Britain’s Parliamentary committee warns that large swathes of UK critical national infrastructure are vulnerable to ransomware, and a coordinated attack has the potential to bring the country to its knees.
“There is a high risk that the Government will face a catastrophic ransomware attack at any moment, and that its planning will be found lacking,” a report by the UK’s Joint Committee on the National Security Strategy reads.
According to the report, the most vulnerable sectors, such as healthcare and local government, are either relying on legacy IT systems or are cash-strapped. The “soft underbelly” of Britain's critical infrastructure is its supply chains.
The UK government has two months to respond to the parliamentary report, claiming that “a coordinated and targeted attack has the potential to take down large parts of UK critical national infrastructure and public services, causing severe damage to the economy and to everyday life in the UK.”
Russian-speaking actors have been identified as the primary source of most attributable ransomware attacks against UK targets. The Kremlin’s zero-sum-game, while disruptive, also provides revenue “to the Putin regime’s well-oiled network of corruption and criminality.”
Not all hackers from Russia are ideologically driven. For many, ransomware is simply an easy way to make large sums of money, with next to no chance of being caught or prosecuted.
The committee urges the government to strengthen the UK’s defenses and preparedness. They described the implementation of existing cyber resilience regulations as “poor.”
“If the UK is to avoid being held hostage to fortune, it is vital that ransomware becomes a more pressing political priority, and that more resources are devoted to tackling this pernicious threat to the UK’s national security,”
It also proposes regular national exercises to prepare for the impact of a major attack and higher funding for the National Cyber Security Centre (NCSC), with victims “currently receiving next-to-no support from law enforcement or Government agencies.”
“The National Crime Agency is locked in an uphill struggle against the ransomware threat, with insufficient resources and capabilities to match the scale of this challenge. The Government should invest significantly more resources in the NCA’s response to ransomware, enabling it to pursue a more aggressive approach to infiltrating and disrupting ransomware operators,” the report reads.
Ransomware is a form of malware designed to damage systems and steal data. Losses are often irreversible, even if organizations give in to the pressure to pay ransoms.

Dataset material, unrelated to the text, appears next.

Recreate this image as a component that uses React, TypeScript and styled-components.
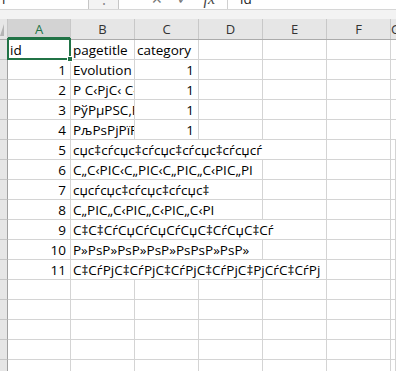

Although the UK has so far avoided a C1 attack – the highest categorization of attack severity used by Britain’s government – many cyberattacks have occurred recently. For example, the UK's Labour Party was likely hit by a ransomware attack, which resulted in data loss. The British Library confirmed that data had was leaked in a ransomware attack on October 28th. And the UK police had its data stolen by the Cl0p ransomware group.
The breach of the Health Service Executive (HSE) of Ireland in May 2021, when the Russian ransomware group Conti encrypted 80% of HSE’s systems, and the Colonial Pipeline attack, which shut down major oil pipelines in 17 US states, are recent examples of C1 attacks.